Los conflictos diplomáticos pueden resolverse de muchas maneras: a tiros, negociando, o con imaginación. Argo nos pone un ejemplo de esto último. Pero esta película es más que una simple “americanada”. Es más, sabemos que la manera de presentar los hechos puede estar un poco dulcificada, y buenso conocedores de Irán como Rafael Robles ya nos han dado pistas sobre el asunto. No es difícil imaginar que la historia real no fuera exactamente tal y como se cuenta en la película. No estamos ante cine histórico, aunque es más que posible que en el espectador norteamericano la película pueda despertar un cierto patriotismo desnochado. A mi entender, Argo habla de dos cosas: de ficciones y de cine. De cómo las ficciones son reales, tan reales que pueden cambiar las cosas, ser determinantes a la hora de que la realidad tome un rumbo u otro. El ser humano, creador de realidades: podemos transformar a diplomáticos y funcionarios en actores y personal técnico de una película. El teatro y el cine nos recuerdan que podemos dejar de ser quienes somos, transformarnos y revestirnos de nuevas identidades.
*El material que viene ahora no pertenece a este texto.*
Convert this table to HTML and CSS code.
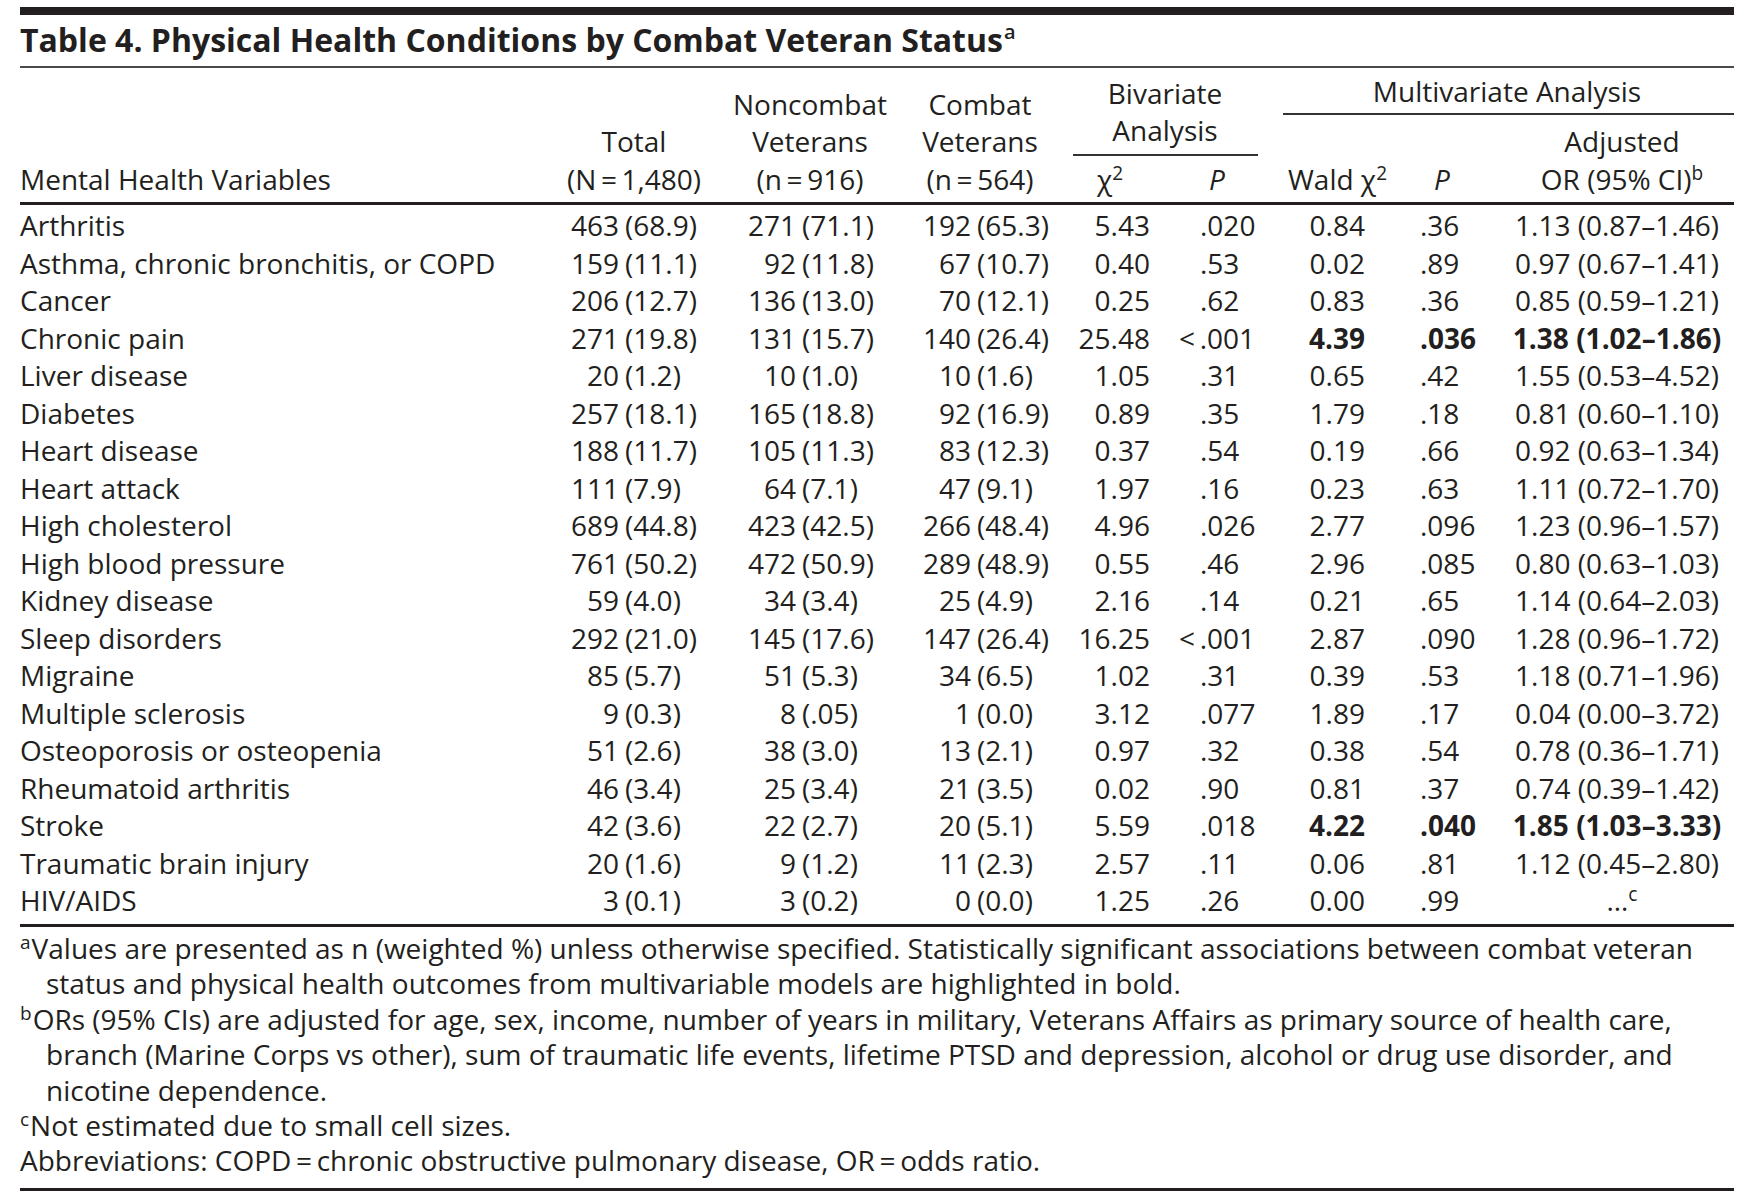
FILE: index.html
```html
<!DOCTYPE html>
<html lang="en">
<head>
<meta charset="utf-8">
<title>Table 4. Physical Health Conditions by Combat Veteran Status</title>
<link rel="stylesheet" href="styles.css">
</head>
<body>
<div class="page">
  <div class="topbar"></div>
  <h1 class="title">Table 4. Physical Health Conditions by Combat Veteran Status<span class="sup tsup">a</span></h1>
  <div class="rule-title"></div>

  <div class="cols thead">
    <div class="h-lab">Mental Health Variables</div>
    <div class="h-c h-total">Total<br>(N&thinsp;=&thinsp;1,480)</div>
    <div class="h-c">Noncombat<br>Veterans<br>(n&thinsp;=&thinsp;916)</div>
    <div class="h-c">Combat<br>Veterans<br>(n&thinsp;=&thinsp;564)</div>
    <div class="h-grp h-biv">
      <div class="g-title">Bivariate<br>Analysis</div>
      <div class="g-rule"></div>
      <div class="g-sub biv-sub">
        <div class="h-chi">χ<span class="sup">2</span></div>
        <div class="h-bp"><i>P</i></div>
      </div>
    </div>
    <div class="h-grp h-mul">
      <div class="g-title">Multivariate Analysis</div>
      <div class="g-rule"></div>
      <div class="g-sub mul-sub">
        <div class="h-wald">Wald χ<span class="sup">2</span></div>
        <div class="h-mp"><i>P</i></div>
        <div class="h-or">Adjusted<br>OR (95% CI)<span class="sup">b</span></div>
      </div>
    </div>
  </div>
  <div class="rule-head"></div>

  <div class="cols tbody">
    <div class="lab">Arthritis</div>
    <div class="num tot"><span class="n">463</span><span class="p">(68.9)</span></div>
    <div class="num non"><span class="n">271</span><span class="p">(71.1)</span></div>
    <div class="num com"><span class="n">192</span><span class="p">(65.3)</span></div>
    <div class="chi">5.43</div><div class="bp">.020</div>
    <div class="wald">0.84</div><div class="mp">.36</div><div class="or">1.13 (0.87–1.46)</div>

    <div class="lab">Asthma, chronic bronchitis, or COPD</div>
    <div class="num tot"><span class="n">159</span><span class="p">(11.1)</span></div>
    <div class="num non"><span class="n">92</span><span class="p">(11.8)</span></div>
    <div class="num com"><span class="n">67</span><span class="p">(10.7)</span></div>
    <div class="chi">0.40</div><div class="bp">.53</div>
    <div class="wald">0.02</div><div class="mp">.89</div><div class="or">0.97 (0.67–1.41)</div>

    <div class="lab">Cancer</div>
    <div class="num tot"><span class="n">206</span><span class="p">(12.7)</span></div>
    <div class="num non"><span class="n">136</span><span class="p">(13.0)</span></div>
    <div class="num com"><span class="n">70</span><span class="p">(12.1)</span></div>
    <div class="chi">0.25</div><div class="bp">.62</div>
    <div class="wald">0.83</div><div class="mp">.36</div><div class="or">0.85 (0.59–1.21)</div>

    <div class="lab">Chronic pain</div>
    <div class="num tot"><span class="n">271</span><span class="p">(19.8)</span></div>
    <div class="num non"><span class="n">131</span><span class="p">(15.7)</span></div>
    <div class="num com"><span class="n">140</span><span class="p">(26.4)</span></div>
    <div class="chi">25.48</div><div class="bp"><span class="lt">&lt;&thinsp;</span>.001</div>
    <div class="wald b">4.39</div><div class="mp b">.036</div><div class="or b">1.38 (1.02–1.86)</div>

    <div class="lab">Liver disease</div>
    <div class="num tot"><span class="n">20</span><span class="p">(1.2)</span></div>
    <div class="num non"><span class="n">10</span><span class="p">(1.0)</span></div>
    <div class="num com"><span class="n">10</span><span class="p">(1.6)</span></div>
    <div class="chi">1.05</div><div class="bp">.31</div>
    <div class="wald">0.65</div><div class="mp">.42</div><div class="or">1.55 (0.53–4.52)</div>

    <div class="lab">Diabetes</div>
    <div class="num tot"><span class="n">257</span><span class="p">(18.1)</span></div>
    <div class="num non"><span class="n">165</span><span class="p">(18.8)</span></div>
    <div class="num com"><span class="n">92</span><span class="p">(16.9)</span></div>
    <div class="chi">0.89</div><div class="bp">.35</div>
    <div class="wald">1.79</div><div class="mp">.18</div><div class="or">0.81 (0.60–1.10)</div>

    <div class="lab">Heart disease</div>
    <div class="num tot"><span class="n">188</span><span class="p">(11.7)</span></div>
    <div class="num non"><span class="n">105</span><span class="p">(11.3)</span></div>
    <div class="num com"><span class="n">83</span><span class="p">(12.3)</span></div>
    <div class="chi">0.37</div><div class="bp">.54</div>
    <div class="wald">0.19</div><div class="mp">.66</div><div class="or">0.92 (0.63–1.34)</div>

    <div class="lab">Heart attack</div>
    <div class="num tot"><span class="n">111</span><span class="p">(7.9)</span></div>
    <div class="num non"><span class="n">64</span><span class="p">(7.1)</span></div>
    <div class="num com"><span class="n">47</span><span class="p">(9.1)</span></div>
    <div class="chi">1.97</div><div class="bp">.16</div>
    <div class="wald">0.23</div><div class="mp">.63</div><div class="or">1.11 (0.72–1.70)</div>

    <div class="lab">High cholesterol</div>
    <div class="num tot"><span class="n">689</span><span class="p">(44.8)</span></div>
    <div class="num non"><span class="n">423</span><span class="p">(42.5)</span></div>
    <div class="num com"><span class="n">266</span><span class="p">(48.4)</span></div>
    <div class="chi">4.96</div><div class="bp">.026</div>
    <div class="wald">2.77</div><div class="mp">.096</div><div class="or">1.23 (0.96–1.57)</div>

    <div class="lab">High blood pressure</div>
    <div class="num tot"><span class="n">761</span><span class="p">(50.2)</span></div>
    <div class="num non"><span class="n">472</span><span class="p">(50.9)</span></div>
    <div class="num com"><span class="n">289</span><span class="p">(48.9)</span></div>
    <div class="chi">0.55</div><div class="bp">.46</div>
    <div class="wald">2.96</div><div class="mp">.085</div><div class="or">0.80 (0.63–1.03)</div>

    <div class="lab">Kidney disease</div>
    <div class="num tot"><span class="n">59</span><span class="p">(4.0)</span></div>
    <div class="num non"><span class="n">34</span><span class="p">(3.4)</span></div>
    <div class="num com"><span class="n">25</span><span class="p">(4.9)</span></div>
    <div class="chi">2.16</div><div class="bp">.14</div>
    <div class="wald">0.21</div><div class="mp">.65</div><div class="or">1.14 (0.64–2.03)</div>

    <div class="lab">Sleep disorders</div>
    <div class="num tot"><span class="n">292</span><span class="p">(21.0)</span></div>
    <div class="num non"><span class="n">145</span><span class="p">(17.6)</span></div>
    <div class="num com"><span class="n">147</span><span class="p">(26.4)</span></div>
    <div class="chi">16.25</div><div class="bp"><span class="lt">&lt;&thinsp;</span>.001</div>
    <div class="wald">2.87</div><div class="mp">.090</div><div class="or">1.28 (0.96–1.72)</div>

    <div class="lab">Migraine</div>
    <div class="num tot"><span class="n">85</span><span class="p">(5.7)</span></div>
    <div class="num non"><span class="n">51</span><span class="p">(5.3)</span></div>
    <div class="num com"><span class="n">34</span><span class="p">(6.5)</span></div>
    <div class="chi">1.02</div><div class="bp">.31</div>
    <div class="wald">0.39</div><div class="mp">.53</div><div class="or">1.18 (0.71–1.96)</div>

    <div class="lab">Multiple sclerosis</div>
    <div class="num tot"><span class="n">9</span><span class="p">(0.3)</span></div>
    <div class="num non"><span class="n">8</span><span class="p">(.05)</span></div>
    <div class="num com"><span class="n">1</span><span class="p">(0.0)</span></div>
    <div class="chi">3.12</div><div class="bp">.077</div>
    <div class="wald">1.89</div><div class="mp">.17</div><div class="or">0.04 (0.00–3.72)</div>

    <div class="lab">Osteoporosis or osteopenia</div>
    <div class="num tot"><span class="n">51</span><span class="p">(2.6)</span></div>
    <div class="num non"><span class="n">38</span><span class="p">(3.0)</span></div>
    <div class="num com"><span class="n">13</span><span class="p">(2.1)</span></div>
    <div class="chi">0.97</div><div class="bp">.32</div>
    <div class="wald">0.38</div><div class="mp">.54</div><div class="or">0.78 (0.36–1.71)</div>

    <div class="lab">Rheumatoid arthritis</div>
    <div class="num tot"><span class="n">46</span><span class="p">(3.4)</span></div>
    <div class="num non"><span class="n">25</span><span class="p">(3.4)</span></div>
    <div class="num com"><span class="n">21</span><span class="p">(3.5)</span></div>
    <div class="chi">0.02</div><div class="bp">.90</div>
    <div class="wald">0.81</div><div class="mp">.37</div><div class="or">0.74 (0.39–1.42)</div>

    <div class="lab">Stroke</div>
    <div class="num tot"><span class="n">42</span><span class="p">(3.6)</span></div>
    <div class="num non"><span class="n">22</span><span class="p">(2.7)</span></div>
    <div class="num com"><span class="n">20</span><span class="p">(5.1)</span></div>
    <div class="chi">5.59</div><div class="bp">.018</div>
    <div class="wald b">4.22</div><div class="mp b">.040</div><div class="or b">1.85 (1.03–3.33)</div>

    <div class="lab">Traumatic brain injury</div>
    <div class="num tot"><span class="n">20</span><span class="p">(1.6)</span></div>
    <div class="num non"><span class="n">9</span><span class="p">(1.2)</span></div>
    <div class="num com"><span class="n">11</span><span class="p">(2.3)</span></div>
    <div class="chi">2.57</div><div class="bp">.11</div>
    <div class="wald">0.06</div><div class="mp">.81</div><div class="or">1.12 (0.45–2.80)</div>

    <div class="lab">HIV/AIDS</div>
    <div class="num tot"><span class="n">3</span><span class="p">(0.1)</span></div>
    <div class="num non"><span class="n">3</span><span class="p">(0.2)</span></div>
    <div class="num com"><span class="n">0</span><span class="p">(0.0)</span></div>
    <div class="chi">1.25</div><div class="bp">.26</div>
    <div class="wald">0.00</div><div class="mp">.99</div><div class="or or-na">…<span class="sup">c</span></div>
  </div>
  <div class="rule-foot"></div>

  <div class="notes">
    <p class="fn"><span class="sup">a</span>Values are presented as n (weighted %) unless otherwise specified. Statistically significant associations between combat veteran<br>status and physical health outcomes from multivariable models are highlighted in bold.</p>
    <p class="fn"><span class="sup">b</span>ORs (95% CIs) are adjusted for age, sex, income, number of years in military, Veterans Affairs as primary source of health care,<br>branch (Marine Corps vs other), sum of traumatic life events, lifetime PTSD and depression, alcohol or drug use disorder, and<br>nicotine dependence.</p>
    <p class="fn"><span class="sup">c</span>Not estimated due to small cell sizes.</p>
    <p class="abbr">Abbreviations: COPD&thinsp;=&thinsp;chronic obstructive pulmonary disease, OR&thinsp;=&thinsp;odds ratio.</p>
  </div>
  <div class="rule-end"></div>
</div>
</body>
</html>
```
FILE: styles.css
```css
* {
  box-sizing: border-box;
  margin: 0;
  padding: 0;
}

html, body {
  background: #ffffff;
}

body {
  color: #231f20;
  font-family: "Open Sans", "Noto Sans", sans-serif;
  font-size: 28px;
}

.page {
  width: 1754px;
  padding: 7px 20px 0 20px;
}

.topbar {
  height: 8px;
  background: #231f20;
}

.title {
  font-size: 32px;
  font-weight: 700;
  line-height: 49px;
  margin-bottom: 2px;
  white-space: nowrap;
}

.sup {
  font-size: 0.68em;
  line-height: 0;
  vertical-align: 0.55em;
}

.tsup {
  font-weight: 600;
  font-size: 20px;
  vertical-align: 13px;
  margin-left: 1px;
}

.rule-title {
  height: 2px;
  background: #4a4a4a;
}

.cols {
  display: grid;
  grid-template-columns: 520px 180px 180px 160px 110px 110px 115px 105px 234px;
}

/* ---------- header ---------- */
.thead {
  height: 134px;
  padding-bottom: 4px;
  align-items: end;
  line-height: 37.5px;
  white-space: nowrap;
}

.h-c {
  text-align: center;
}

.h-total {
  padding-left: 8px;
}

.h-grp {
  display: flex;
  flex-direction: column;
  text-align: center;
}

.h-biv {
  grid-column: span 2;
}

.h-mul {
  grid-column: span 3;
}

.g-rule {
  height: 2px;
  background: #333333;
}

.h-biv .g-title {
  padding-right: 10px;
}

.h-biv .g-rule {
  margin: 4px 22px 0 13px;
}

.h-biv .g-sub {
  margin-top: 5px;
}

.h-mul .g-rule {
  margin: 2.5px 0 0 3px;
}

.h-mul .g-sub {
  margin-top: 8px;
}

.g-sub {
  display: grid;
  align-items: end;
}

.biv-sub {
  grid-template-columns: 110px 110px;
}

.mul-sub {
  grid-template-columns: 115px 105px 234px;
}

.h-chi {
  padding-right: 10px;
}

.h-bp {
  padding-right: 16px;
}

.h-mp {
  padding-right: 11px;
}

.h-or {
  padding-left: 10px;
}

.rule-head {
  height: 3px;
  background: #231f20;
}

/* ---------- body ---------- */
.tbody {
  padding: 2px 0 4.5px 0;
  line-height: 37.5px;
  white-space: nowrap;
}

.lab {
  text-align: left;
}

.num {
  display: flex;
}

.num .n {
  text-align: right;
}

.num .p {
  margin-left: 6px;
}

.tot .n {
  width: 79px;
}

.non .n {
  width: 76px;
}

.com .n {
  width: 71px;
}

.chi {
  text-align: right;
  padding-right: 20px;
}

.bp {
  text-align: left;
  padding-left: 30px;
}

.lt {
  margin-left: -21px;
}

.wald {
  text-align: right;
  padding-right: 30px;
}

.mp {
  text-align: left;
  padding-left: 25px;
}

.or {
  text-align: center;
}

.or-na {
  padding-left: 10px;
}

.b {
  font-weight: 700;
}

.rule-foot {
  height: 3px;
  background: #231f20;
}

/* ---------- notes ---------- */
.notes {
  padding: 4px 0 9px 0;
  line-height: 35.4px;
}

.fn {
  padding-left: 26px;
  text-indent: -26px;
  white-space: nowrap;
}

.fn .sup {
  font-size: 19px;
  vertical-align: 10px;
  margin-right: 1px;
}

.abbr {
  white-space: nowrap;
}

.rule-end {
  height: 3px;
  background: #231f20;
}
```
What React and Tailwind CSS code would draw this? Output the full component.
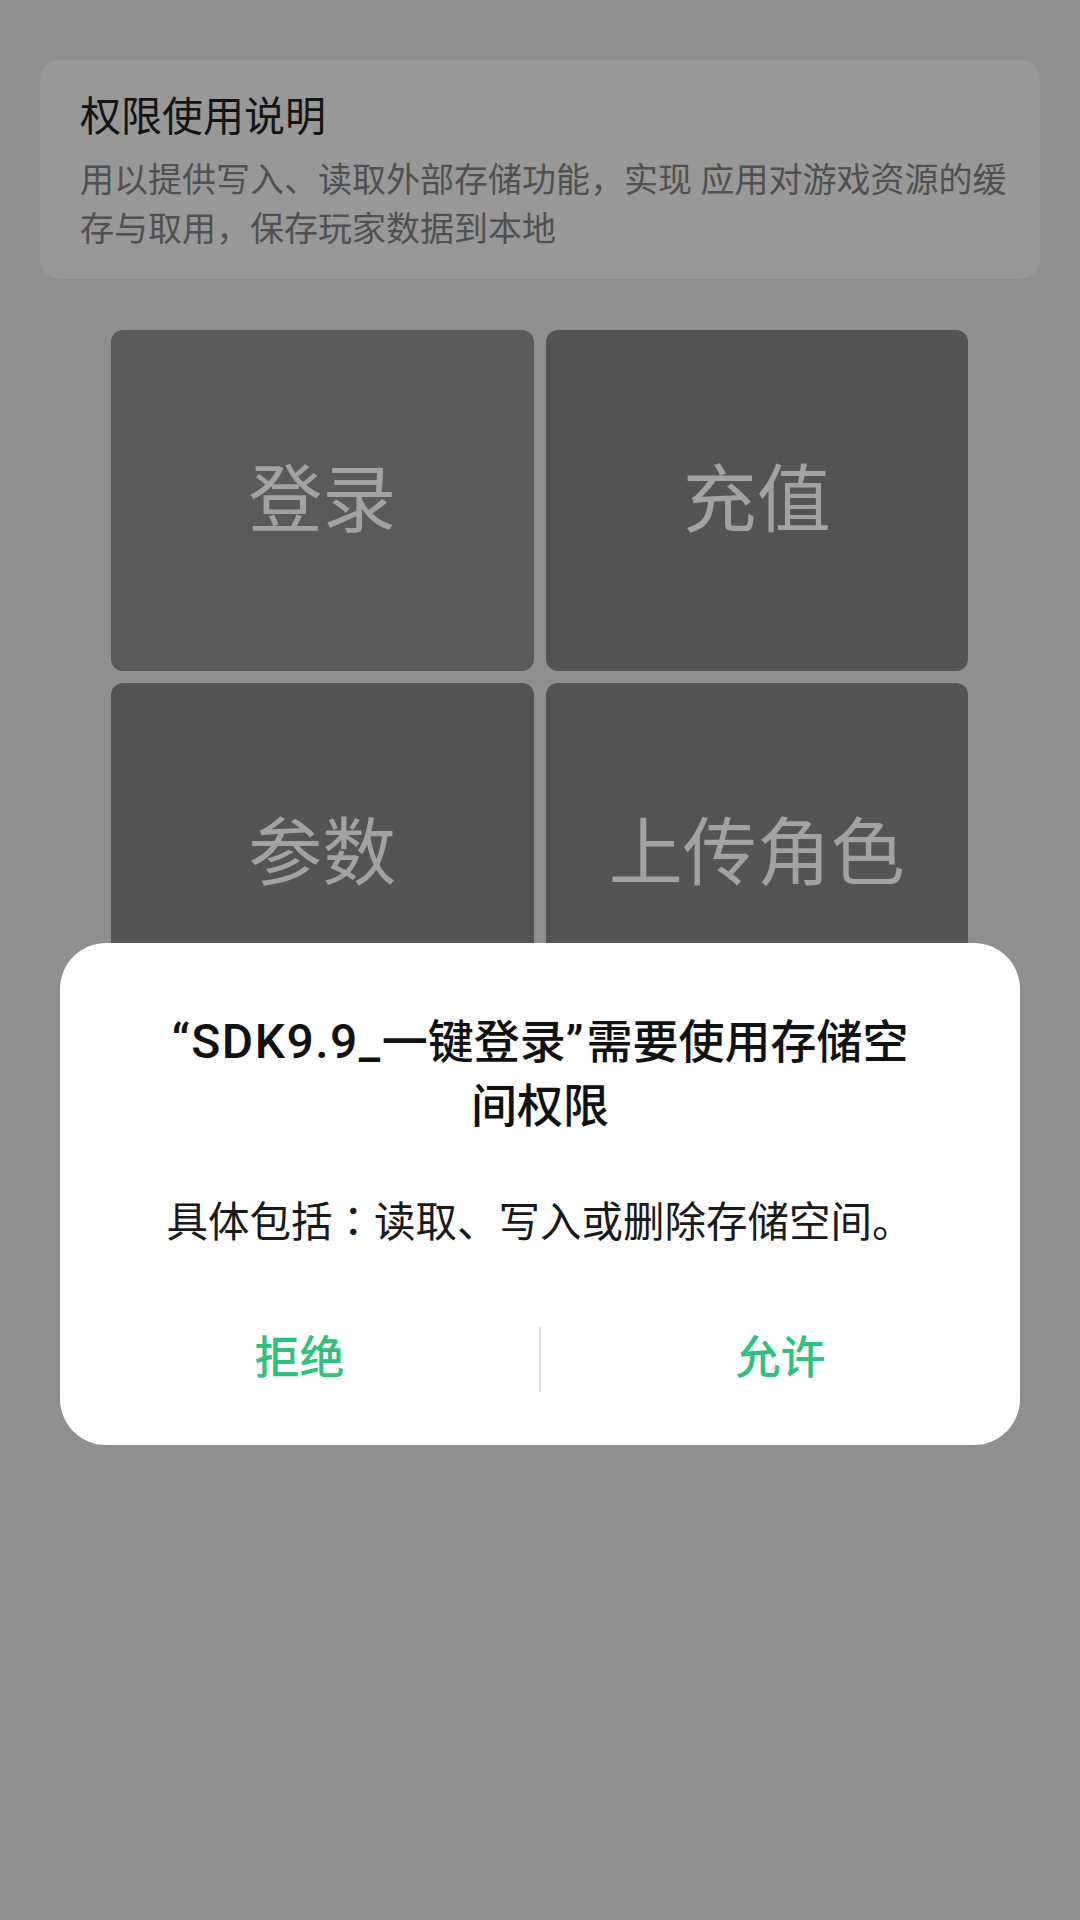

No hemos de olvidar que el arte, aquí, no hace más que apuntar una de las posibilidades de la vida humana, de este teatro del mundo o, si queremos, de esta película del mundo, en la que cada cual representa un papel, que bien puede cambiarse en función de las circunstancias y necesidades.
Pero Argo es también, de un modo latente, una película sobre las películas, sobre el hacer cine. Deja retazos de un mundo que se nos presenta caracterizado por la belleza, el entretenimiento, la majestuosidad, pero que en realidad esconde tras de sí un fondo de miseria moral, de envidias y recelos, de zancadillas y juegos de poder. Sacar adelante una película que jamás se llegará a filmar: incluso para esto hay que mantener complejas reuniones, superar revisiones y burocracias, invertir una suma nada despreciable de dinero. Hollywood es la fábrica de los sueños, pero si nos fiamos de lo que apunta Argo es en realidad una auténtica pesadilla. Valga aquí el análisis nietzscheano: las cosas nunca son lo que parecen. Debajo de la alfombra roja hay algo que se está pudriendo, y quien desfila por ella tiene que mantener un difícil equilibrio. Este tipo de enfoque nos deja jugar con las palabras: Argo es una película en la que la ficción logra cambiar la realidad, a la vez que se nos muestra la repugnante realidad del fantástico mundo de la ficción. Un doble juego de conceptos que está bailando permanentemente durante toda la película, que nos recuerda sin cesar que las apariencias engañan.
Recopilando todo lo dicho, Argo juega a dos bandas: la complacencia y el triunfo propio de los americanos se mezcla con la crítica al mundo al que pertenece. La película que critica cómo se hacen las películas, que apunta las debilidades de una industria que pretende simbolizar como ninguna otra una serie de valores alejados de la realidad. Quien sabe si puede ser esta también la lectura adecuada en lo que toca a la propia película: si aplicamos la “tesis Argo” a Argo, puede que descubramos que tampoco en sus intervenciones internacionales sea E.E.U.U. tan de película como quiere mostrar la película. Incluiría entonces una lectura nada patriótica para un espectador dispuesto a darle vueltas al asunto: al final, el tono crítico terminaría invadiéndolo todo. Lo que has visto, se nos vendría a decir, no deja de ser una película. Una forma de “embellecer” y adornar unos hechos históricos que bien podrían resltar vergonzantes si se conocieran en profundidad. Así es E.E.U.U: hace películas para reparar conflictos, pero también para contarse la historia. Para reinventarse a sí mismo y su pasado, y para esconder errores, meteduras de pata y miserias propias. Un país de película, en todos los sentidos de la palabra. Quizás sea este el mensaje de la gran triunfadora de los últimos Óscar. Una posibilidad nada disparatada y muy sugerente si queremos buscarle dobles significados a Argo.